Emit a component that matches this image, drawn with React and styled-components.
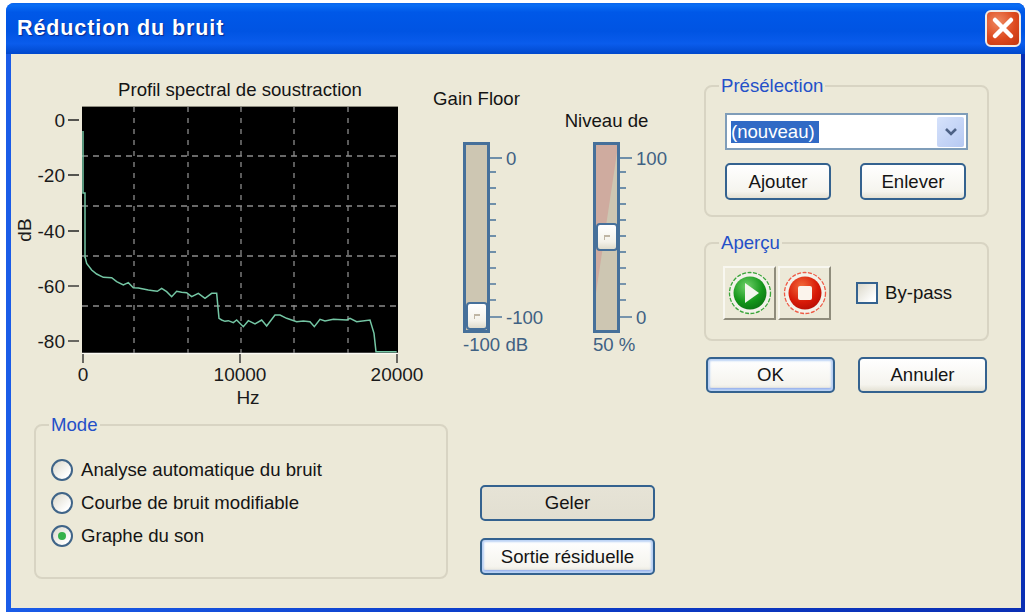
import React from "react";
import styled, { createGlobalStyle } from "styled-components";

const Global = createGlobalStyle`
  html, body { margin: 0; padding: 0; background: #fff; overflow: hidden; }
  body { font-family: "Liberation Sans", Arial, sans-serif; font-size: 18.6px; color: #141414; }
`;

const Win = styled.div`
  width: 1019px; height: 609px; margin: 3px 4px 0 6px;
  display: flex; flex-direction: column;
  background: linear-gradient(90deg, #1a5ce8 0, #0b3cc8 50%, #0a2fb4 100%);
  border-radius: 8px 8px 0 0; overflow: hidden;
`;

const TitleBar = styled.div`
  height: 51px; flex: none; display: flex; align-items: center; justify-content: space-between;
  padding: 0 4px 0 11px;
  background: linear-gradient(#0a64ea 0, #0a6ef5 4%, #0058e8 18%, #0054e3 55%, #0a5cec 80%, #0048cc 100%);
`;

const TitleText = styled.div`
  color: #fff; font-weight: bold; font-size: 21.5px; letter-spacing: 0.9px;
  text-shadow: 1px 1px 1px #0a2a90;
`;

const CloseBtn = styled.div`
  width: 36px; height: 37px; box-sizing: border-box; margin-top: -1px;
  display: flex; align-items: center; justify-content: center;
  border: 2px solid #f2ece6; border-radius: 6px;
  background: radial-gradient(circle at 35% 30%, #ef8a62, #dd4a1f 55%, #c13510);
`;

const Client = styled.div`
  flex: 1; display: flex; margin: 0 4px 4px 5px;
  background: #ece9d8; min-height: 0;
`;

const LeftCol = styled.div`
  width: 436px; flex: none; display: flex; flex-direction: column;
`;

const ChartTitle = styled.div`
  height: 46px; box-sizing: border-box; padding: 25px 0 0 22px; line-height: 22px;
  text-align: center; white-space: nowrap;
`;

const ChartSvg = styled.svg`
  display: block; flex: none;
  text { font-family: "Liberation Sans", Arial, sans-serif; font-size: 19px; fill: #1a1a1a; }
`;

const Group = styled.div`
  position: relative; box-sizing: border-box; height: ${(p) => p.$h}px;
  padding: ${(p) => p.$pad};
  border: 2px solid #d8d4c3; border-radius: 8px;
`;

const Legend = styled.span`
  position: absolute; left: 13px; top: -12px; padding: 0 2px; line-height: 22px;
  background: #ece9d8; color: #2450c8; white-space: nowrap;
`;

const ModeGroup = styled(Group)`
  margin: 8px 0 0 23px; width: 414px;
  display: flex; flex-direction: column; gap: 11px;
`;

const RadioRow = styled.label`
  display: flex; align-items: center; gap: 8px; height: 22px; white-space: nowrap;
`;

const RadioDot = styled.span`
  width: 22px; height: 22px; box-sizing: border-box; flex: none;
  display: flex; align-items: center; justify-content: center;
  border: 2px solid #3f6488; border-radius: 50%;
  background: linear-gradient(135deg, #dcd9cb, #fff 80%);
  &::after {
    content: ""; width: 8px; height: 8px; border-radius: 50%;
    background: ${(p) => (p.$on ? "#35b24a" : "transparent")};
  }
`;

const MiddleCol = styled.div`
  width: 241px; padding-left: 16px; flex: none; display: flex; flex-direction: column;
`;

const SliderRow = styled.div`
  display: flex;
`;

const SliderCol = styled.div`
  width: 130px; flex: none;
`;

const SliderTitle = styled.div`
  width: 27px; height: 88px; box-sizing: border-box; padding-top: ${(p) => p.$top}px;
  display: flex; justify-content: center; white-space: nowrap; line-height: 20px;
`;

const SliderBody = styled.div`
  display: flex; height: 191px;
`;

const Track = styled.div`
  position: relative; width: 27px; height: 191px; box-sizing: border-box; flex: none;
  border: 3px solid #46709a; background: #cdc6b2;
  &::before {
    content: ""; position: absolute; inset: 0;
    display: ${(p) => (p.$wedge ? "block" : "none")};
    background: #cfab9f;
    clip-path: polygon(0 0, 100% 0, 100% 4%, 0 80%);
  }
`;

const Thumb = styled.div`
  position: absolute; left: 0; top: ${(p) => p.$top}px; width: 22px; height: 28px; box-sizing: border-box;
  border: 2px solid #46709a; border-radius: 4px;
  background: linear-gradient(#fff, #f4f2ea 70%, #dfdccd);
  &::after {
    content: ""; position: absolute; left: 6px; top: 10px; width: 5px; height: 3px;
    border-top: 2px solid #bfb5a4; border-left: 1px solid #bfb5a4;
  }
`;

const ScaleSvg = styled.svg`
  display: block; overflow: visible;
  text { font-family: "Liberation Sans", Arial, sans-serif; font-size: 18.6px; fill: #3f6183; }
`;

const SliderValue = styled.div`
  margin-top: 2px; line-height: 20px; color: #3f6183; white-space: nowrap;
`;

const WideButtons = styled.div`
  margin: 130px 0 0 17px; display: flex; flex-direction: column; gap: 17px;
`;

const Btn = styled.div`
  box-sizing: border-box; width: ${(p) => p.$w}px; height: ${(p) => p.$h || 37}px;
  display: flex; align-items: center; justify-content: center; white-space: nowrap;
  border: 2px solid #34628f; border-radius: 5px;
  background: ${(p) => (p.$flat
    ? "linear-gradient(#e6e3d6, #e2dfd1)"
    : "linear-gradient(#fff, #f5f4ee 80%, #e4e1d4)")};
  box-shadow: ${(p) => (p.$def ? "inset 0 0 2px 2px #bcd3f5, inset 0 -2px 1px 1px #8ba6ec" : "none")};
`;

const RightCol = styled.div`
  width: 285px; padding-top: 31px; flex: none; box-sizing: border-box;
`;

const Combo = styled.div`
  width: 243px; height: 37px; box-sizing: border-box; display: flex; align-items: center;
  justify-content: space-between; padding: 0 2px 0 4px;
  border: 2px solid #7f9db9; background: #fff;
`;

const ComboValue = styled.span`
  background: #316ac5; color: #fff; height: 22px; line-height: 22px; width: 88px; white-space: nowrap;
`;

const ComboArrow = styled.span`
  width: 27px; height: 30px; display: flex; align-items: center; justify-content: center;
  background: linear-gradient(135deg, #d6e2fb, #b6c9f2); border-radius: 2px;
`;

const PresetButtons = styled.div`
  display: flex; gap: 29px; margin-top: 13px;
`;

const PreviewGroup = styled(Group)`
  margin-top: 25px; display: flex; align-items: flex-start;
`;

const MediaBtn = styled.div`
  width: 53px; height: 54px; box-sizing: border-box; margin-right: 2px;
  display: flex; align-items: center; justify-content: center;
  background: #ece9d8;
  border: 2px solid; border-color: #f8f7f0 #8f8c7c #8f8c7c #f8f7f0;
`;

const CheckRow = styled.label`
  display: flex; align-items: center; gap: 7px; height: 54px; margin-left: 23px;
`;

const CheckBox = styled.span`
  width: 22px; height: 22px; box-sizing: border-box;
  border: 2px solid #34628f; background: linear-gradient(135deg, #dcd9cb, #fff 85%);
`;

const DialogButtons = styled.div`
  display: flex; gap: 23px; margin: 16px 0 0 2px;
`;

const Y_TICKS = [[0, 120], [-20, 175], [-40, 231], [-60, 286], [-80, 341]];
const GRID_X = [134, 188, 241, 294, 348];
const GRID_Y = [156, 206, 256, 306];

// traced from the curve, in px relative to (70,100) at 3x
const RAW = [[45,470],[50,490],[65,510],[80,522],[100,532],[125,533],[140,545],[160,555],[175,548],[190,563],[205,564],[220,567],[235,570],[250,572],[262,574],[275,565],[290,575],[305,590],[320,574],[335,577],[350,578],[365,590],[385,580],[405,595],[425,580],[440,580],[447,655],[455,660],[465,664],[475,662],[490,668],[500,660],[520,680],[535,662],[555,672],[575,660],[590,678],[615,645],[630,645],[650,655],[665,660],[680,665],[700,663],[720,665],[733,680],[750,658],[765,663],[790,658],[830,660],[840,655],[860,665],[900,660],[912,700],[918,755],[980,755]];
const CURVE = "83,131 83,193 85,193 85,258 " + RAW.map(([x, y]) => `${70 + x / 3},${100 + y / 3}`).join(" ");

const Chart = () => (
  <ChartSvg width="436" height="316" viewBox="11 100 436 316">
    <rect x="82" y="107" width="316" height="246" fill="#000" />
    <line x1="82" y1="106.5" x2="398" y2="106.5" stroke="#8f8d80" />
    <line x1="82" y1="353.5" x2="398" y2="353.5" stroke="#fbfaf4" strokeWidth="1.5" />
    {GRID_X.map((x) => (
      <line key={x} x1={x} y1="107" x2={x} y2="353" stroke="#8c8c8c" strokeWidth="1.3" strokeDasharray="5 6" />
    ))}
    {GRID_Y.map((y) => (
      <line key={y} x1="82" y1={y} x2="398" y2={y} stroke="#8c8c8c" strokeWidth="1.3" strokeDasharray="6 5" />
    ))}
    <polyline points={CURVE} fill="none" stroke="#74c6a4" strokeWidth="1.5" />
    {Y_TICKS.map(([v, y]) => (
      <g key={v}>
        <line x1="68" y1={y} x2="79" y2={y} stroke="#222" strokeWidth="1.3" />
        <text x="65" y={y + 7} textAnchor="end">{v}</text>
      </g>
    ))}
    <text transform="translate(31 230) rotate(-90)" textAnchor="middle">dB</text>
    {[83, 240, 397].map((x) => (
      <line key={x} x1={x} y1="354" x2={x} y2="363" stroke="#222" strokeWidth="1.3" />
    ))}
    <text x="83" y="381" textAnchor="middle">0</text>
    <text x="240" y="381" textAnchor="middle">10000</text>
    <text x="397" y="381" textAnchor="middle">20000</text>
    <text x="248" y="404" textAnchor="middle">Hz</text>
  </ChartSvg>
);

const SCALE_Y = [16, 30, 46, 62, 78, 94, 110, 126, 142, 158, 175];

const Scale = ({ top, bottom }) => (
  <ScaleSvg width="70" height="191" viewBox="0 0 70 191">
    {SCALE_Y.map((y, i) => (
      <line key={y} x1="0" y1={y} x2={i === 0 || i === 10 ? 12 : 6} y2={y} stroke="#46709a" strokeWidth="1.4" />
    ))}
    <text x="16" y="23">{top}</text>
    <text x="16" y="182">{bottom}</text>
  </ScaleSvg>
);

const Slider = ({ title, titleTop, thumbTop, wedge, top, bottom, value }) => (
  <SliderCol>
    <SliderTitle $top={titleTop}>{title}</SliderTitle>
    <SliderBody>
      <Track $wedge={wedge}>
        <Thumb $top={thumbTop} />
      </Track>
      <Scale top={top} bottom={bottom} />
    </SliderBody>
    <SliderValue>{value}</SliderValue>
  </SliderCol>
);

const MediaIcon = ({ ring, light, mid, dark, children, id }) => (
  <svg width="44" height="44" viewBox="0 0 44 44">
    <defs>
      <radialGradient id={id} cx="0.4" cy="0.3" r="0.8">
        <stop offset="0" stopColor={light} />
        <stop offset="0.6" stopColor={mid} />
        <stop offset="1" stopColor={dark} />
      </radialGradient>
    </defs>
    <circle cx="22" cy="22" r="20.5" fill="#f3f2ea" stroke={ring} strokeWidth="1.3" strokeDasharray="4 1.5" />
    <circle cx="22" cy="22" r="16.5" fill={`url(#${id})`} />
    {children}
  </svg>
);

export default function App() {
  return (
    <>
      <Global />
      <Win>
        <TitleBar>
          <TitleText>Réduction du bruit</TitleText>
          <CloseBtn>
            <svg width="24" height="24" viewBox="0 0 24 24">
              <path d="M4 4 L20 20 M20 4 L4 20" stroke="#fff" strokeWidth="4.5" strokeLinecap="round" />
            </svg>
          </CloseBtn>
        </TitleBar>
        <Client>
          <LeftCol>
            <ChartTitle>Profil spectral de soustraction</ChartTitle>
            <Chart />
            <ModeGroup $h={155} $pad="33px 0 0 15px">
              <Legend>Mode</Legend>
              <RadioRow><RadioDot />Analyse automatique du bruit</RadioRow>
              <RadioRow><RadioDot />Courbe de bruit modifiable</RadioRow>
              <RadioRow><RadioDot $on />Graphe du son</RadioRow>
            </ModeGroup>
          </LeftCol>
          <MiddleCol>
            <SliderRow>
              <Slider title="Gain Floor" titleTop={35} thumbTop={157} top="0" bottom="-100" value="-100 dB" />
              <Slider title="Niveau de" titleTop={57} thumbTop={78} wedge top="100" bottom="0" value="50 %" />
            </SliderRow>
            <WideButtons>
              <Btn $w={175} $h={36} $flat>Geler</Btn>
              <Btn $w={175} $def>Sortie résiduelle</Btn>
            </WideButtons>
          </MiddleCol>
          <RightCol>
            <Group $h={132} $pad="26px 0 0 19px">
              <Legend>Présélection</Legend>
              <Combo>
                <ComboValue>(nouveau)</ComboValue>
                <ComboArrow>
                  <svg width="14" height="10" viewBox="0 0 14 10">
                    <path d="M2 2 L7 7 L12 2" fill="none" stroke="#4d6185" strokeWidth="2.6" />
                  </svg>
                </ComboArrow>
              </Combo>
              <PresetButtons>
                <Btn $w={106}>Ajouter</Btn>
                <Btn $w={106}>Enlever</Btn>
              </PresetButtons>
            </Group>
            <PreviewGroup $h={99} $pad="22px 0 0 17px">
              <Legend>Aperçu</Legend>
              <MediaBtn>
                <MediaIcon id="playFill" ring="#3aa53a" light="#6fd06a" mid="#14961a" dark="#0b6e12">
                  <path d="M17 12 L31 22 L17 32 Z" fill="#f4f6ee" />
                </MediaIcon>
              </MediaBtn>
              <MediaBtn>
                <MediaIcon id="stopFill" ring="#ee5a45" light="#f26a3a" mid="#d81a08" dark="#b00c04">
                  <rect x="15" y="15" width="14" height="14" rx="2" fill="#fbf4ec" />
                </MediaIcon>
              </MediaBtn>
              <CheckRow><CheckBox />By-pass</CheckRow>
            </PreviewGroup>
            <DialogButtons>
              <Btn $w={129} $h={36} $def>OK</Btn>
              <Btn $w={129} $h={36}>Annuler</Btn>
            </DialogButtons>
          </RightCol>
        </Client>
      </Win>
    </>
  );
}
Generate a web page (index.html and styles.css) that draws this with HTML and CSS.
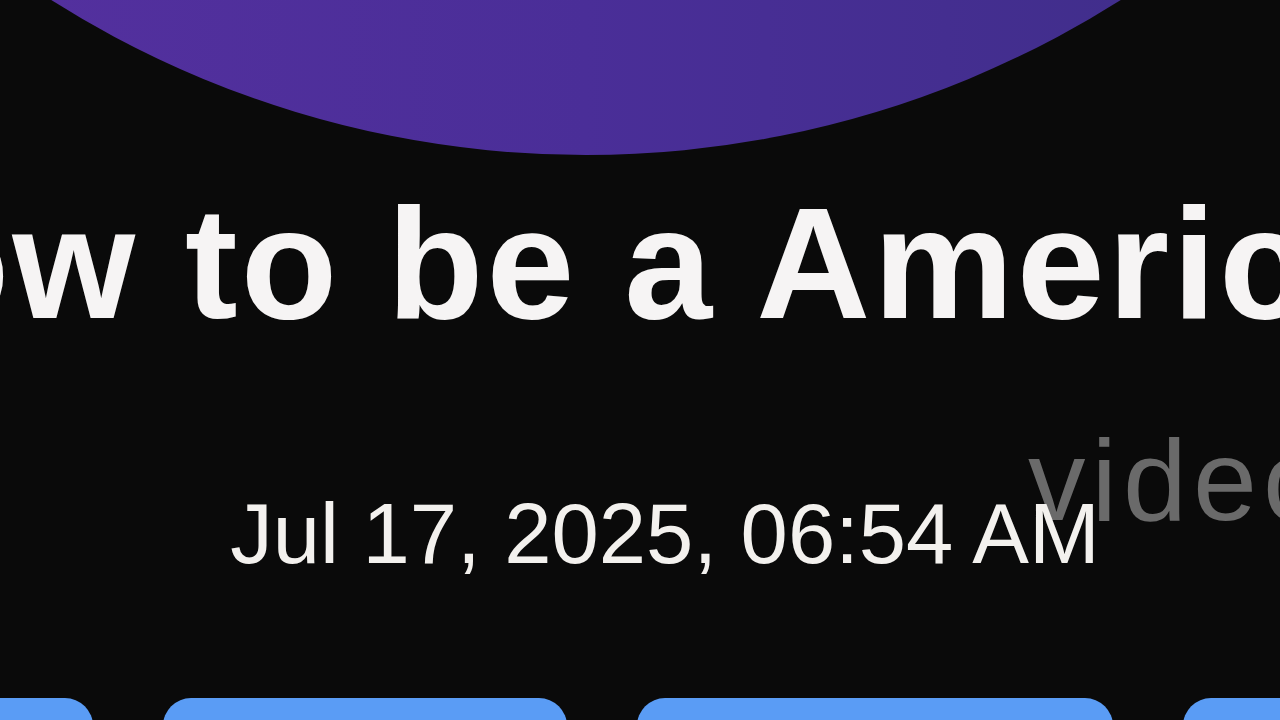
FILE: index.html
```html
<!doctype html>
<html lang="en">
<head>
	<meta charset="UTF-8">
	<title>How to be a American</title>
<!--样式-->
	<link rel="stylesheet" href="styles.css">
</head>
<body>
<div class="page">
	<!--头像-->
	<div class="hero">
		<div class="avatar"></div>
	</div>
	<!--标题-->
	<h1 class="title">How to be a American</h1>
	<p class="date">Jul 17, 2025, 06:54 AM</p>
	<!--按钮-->
	<div class="actions">
		<button class="btn btn_a">Like</button>
		<button class="btn btn_b">Comment</button>
		<button class="btn btn_c">Share</button>
		<button class="btn btn_d">Save</button>
	</div>
	<span class="mark">video</span>
</div>
</body>
</html>
```

FILE: styles.css
```css
	*{margin:0;padding:0;box-sizing:border-box}
	html,body{
		width:1280px;
		height:720px;
		overflow:hidden;
		background:#0a0a0a;
	}
	.page{
		position:relative;
		width:1280px;
		height:720px;
		font-family:"Liberation Sans",Arial,sans-serif;
	}
	.hero{
		display:flex;
		justify-content:center;
		padding-right:108px;
	}
	div.avatar{
		flex-shrink:0;
		width:2000px;
		height:2000px;
		margin-top:-1845px;
		border-radius:50%;
		background:linear-gradient(to right,#53309e 23%,#4a2e98 50%,#412e8c 77%);
	}
	.title{
		display:flex;
		justify-content:center;
		white-space:nowrap;
		margin-top:29px;
		padding-left:16px;
		font-size:158px;
		line-height:1;
		font-weight:700;
		letter-spacing:3px;
		color:#f6f4f4;
	}
	.date{
		position:relative;
		z-index:1;
		display:flex;
		justify-content:center;
		white-space:nowrap;
		margin-top:149px;
		padding-left:50px;
		font-size:85px;
		line-height:1;
		color:#f3f1ee;
	}
	.actions{
		display:flex;
		justify-content:center;
		gap:70px;
		margin-top:122px;
	}
	button.btn{
		flex-shrink:0;
		height:90px;
		border:0;
		outline:0;
		border-radius:28px;
		background:#5a9cf5;
		color:#fff;
		font-family:inherit;
		font-size:40px;
		padding-top:60px;
	}
	.btn_a{width:400px}
	.btn_b{width:404px}
	.btn_c{width:476px}
	.btn_d{width:404px}
	/*水印*/
	.mark{
		position:absolute;
		left:1028px;
		top:423px;
		font-size:115px;
		line-height:1;
		letter-spacing:6px;
		color:#6a6a6a;
		white-space:nowrap;
	}
```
○ ○ ○ ○
Challenge: Where a line above includes "index", copy that line.

Response below:
Generate a web page (index.html and styles.css) that draws this with HTML and CSS.
FILE: index.html
		z-index:1;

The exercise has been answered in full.